Cinematographer Salvatore Totino and composer James Newton Howard get some points for mostly making it look like Landesman isn’t completely incompetent but the times when they aren’t there to cover… Landesman’s abject incompetency is still very obvious.

So with a bad script, terrible direction, an unsuccessful flex from Smith in the lead, not to mention the movie—which criticizes the NFL, not really criticizing them too hard; poor Gugu Mbatha-Raw is a Hitchockian damsel out getting stalked—maybe—and it wrecking havoc on her while Smith gets to hang out with the boys and drink. The boys are Alec Baldwin and Albert Brooks. Brooks is why Concussion makes it long enough to get to Smith’s frequent Oscar bait scenes. Brooks is Smith’s mentor and buddy. Their relationship is more believable than Brooks’s makeup, which is sixties “Star Trek” bad yet somehow still lightyears better than David Morse’s… young man makeup. They’ve got sixty-something Morse in a bunch of make-up to look like fifty-year old. I’m not sure how they convinced Morse putting on five pounds of makeup would get him an Academy Award nomination for Best Supporting—in a stunt part—but maybe he just got a really nice swimming pool.

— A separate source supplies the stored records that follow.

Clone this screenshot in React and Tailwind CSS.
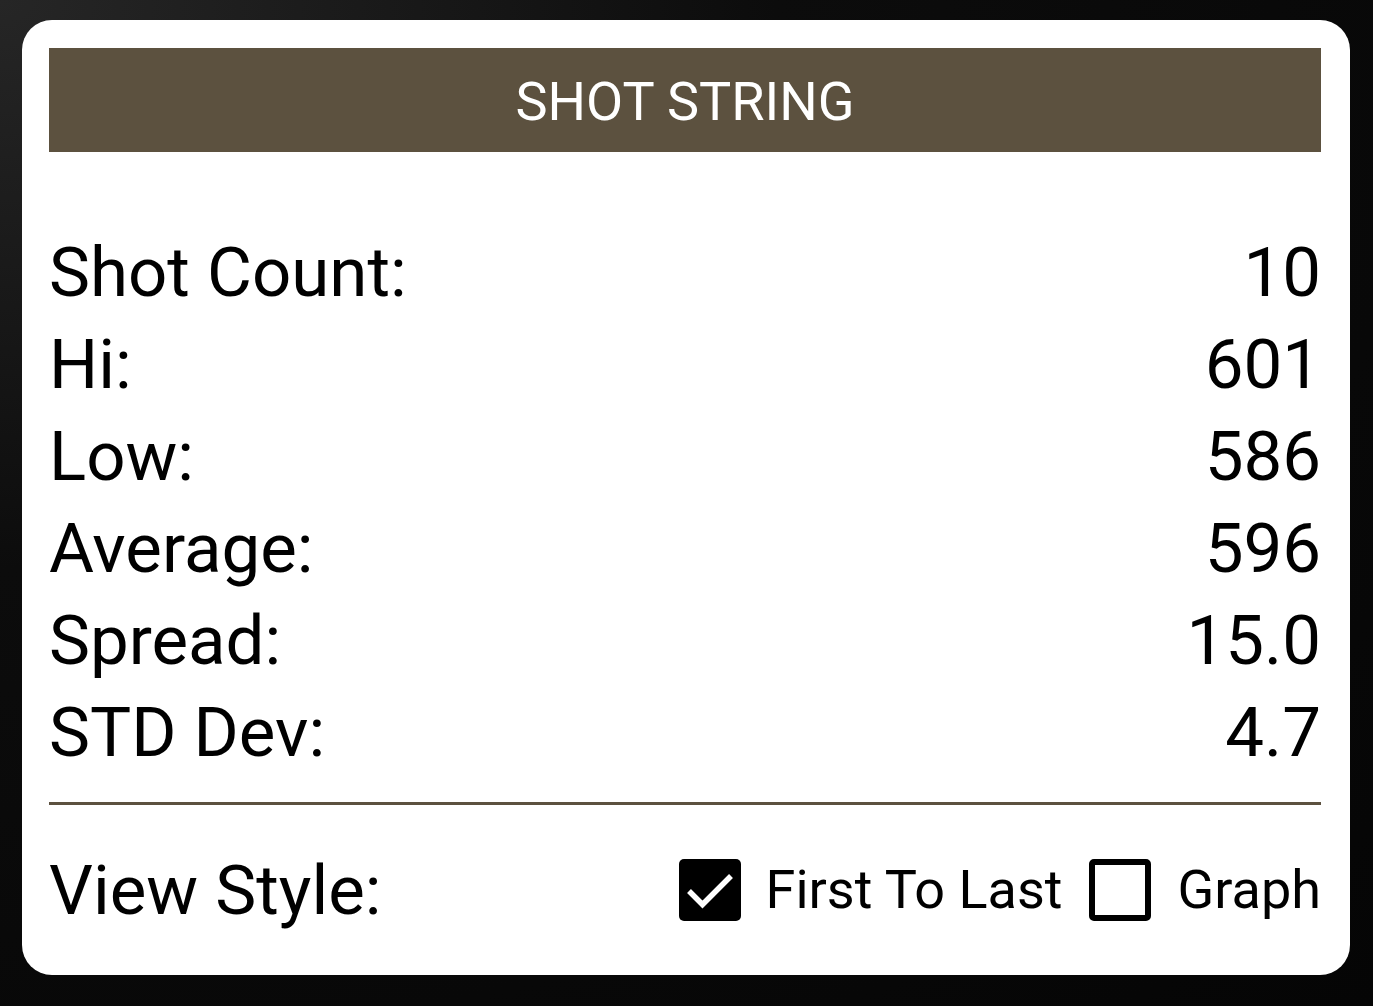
const stats = [
  { label: 'Shot Count:', value: '10' },
  { label: 'Hi:', value: '601' },
  { label: 'Low:', value: '586' },
  { label: 'Average:', value: '596' },
  { label: 'Spread:', value: '15.0' },
  { label: 'STD Dev:', value: '4.7' },
]

function CheckBox({ checked }) {
  if (checked) {
    return (
      <span className="block h-[62px] w-[62px] rounded-[5px] bg-black">
        <svg width="62" height="62" viewBox="0 0 62 62" fill="none">
          <path d="M10 32l13.5 13.5L52 17" stroke="white" strokeWidth="5.5" strokeLinecap="butt" strokeLinejoin="miter" />
        </svg>
      </span>
    )
  }
  return <span className="block h-[62px] w-[62px] rounded-[5px] border-[6px] border-black" />
}

export default function App() {
  return (
    <div
      className="min-h-screen w-full bg-[#0b0b0b] bg-[radial-gradient(ellipse_at_top_left,#262626_0%,#0c0c0c_40%,#050505_100%)] pt-[20px] pl-[22px]"
      style={{ fontFamily: 'Roboto, "Noto Sans", sans-serif' }}
    >
      <div className="flex h-[955px] w-[1328px] flex-col rounded-[30px] bg-white pl-[27px] pr-[29px] pt-[28px]">
        <div className="flex h-[104px] items-center justify-center bg-[#5c513f] pt-[4px]">
          <h1 className="text-[54px] leading-none text-white">SHOT STRING</h1>
        </div>

        <div className="mt-[74px] flex flex-col">
          {stats.map((s) => (
            <div key={s.label} className="flex h-[92px] items-center justify-between text-[69px] leading-none text-black">
              <span>{s.label}</span>
              <span>{s.value}</span>
            </div>
          ))}
        </div>

        <div className="mt-[24px] h-[3px] bg-[#5c513f]" />

        <div className="flex h-[170px] items-center justify-between">
          <span className="text-[69px] leading-none text-black">View Style:</span>
          <div className="flex items-center">
            <CheckBox checked />
            <span className="ml-[25px] text-[54px] leading-none text-black">First To Last</span>
            <span className="ml-[26px]"><CheckBox /></span>
            <span className="ml-[27px] text-[54px] leading-none text-black">Graph</span>
          </div>
        </div>
      </div>
    </div>
  )
}
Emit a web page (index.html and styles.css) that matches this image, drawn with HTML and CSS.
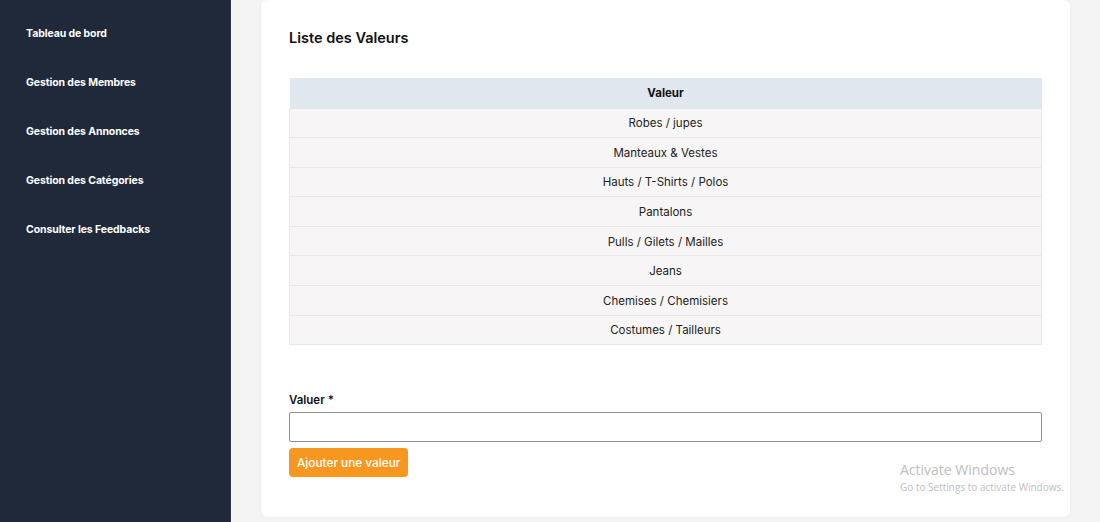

Anyway. Brooks. Brooks is somehow great. I mean, he’s not, because it’s a poorly written part in a poorly written movie but when it’s Brooks, you can believe Smith as the smartest man alive. You can also believe in when it’s Smith and Baldwin, but only because Baldwin’s unbelievable as a former NFL doctor turned whistleblower. He’s still somewhat amusing in the part, but more often than not it’s for hearing him still incapable of executing any sort of Southern accent with ability.

But Brooks. Brooks is kind of great.

Mbatha-Raw has fourteen to twenty lines so it barely matters what she does in the film. She’s there so Smith isn’t talking to himself in exposition dumps, instead Mbatha-Raw gets to hear them. She’s fine at hearing them. Likable even, especially since she gets the short end so often in the film thanks to Landesman.

The movie’s not just deflated in its take on the NFL, but American football in general. Like the real football footage the film constantly uses (though interspersed with shots of Morse sans some of the makeup but in younger man makeup even) is profoundly poorly cut. Baldwin will be comparing football to Shakespeare and the accompanying footage is no different than the footage they use to show the concussions happening.

The jingoism is also a lot. Also Landesman really overdoes it with the religiosity as a motivator for Smith’s resolve. But overdoes it in a special way… putting a lot of it in and then completely watering it down.

Because Landesman’s incompetent.

It’s toothless.

But Smith tries with enough sincerity it carries.

And Brooks is great. Kind of.

Between the two of them, it’s enough to Concussion across the finish. Even if the close is particularly weak.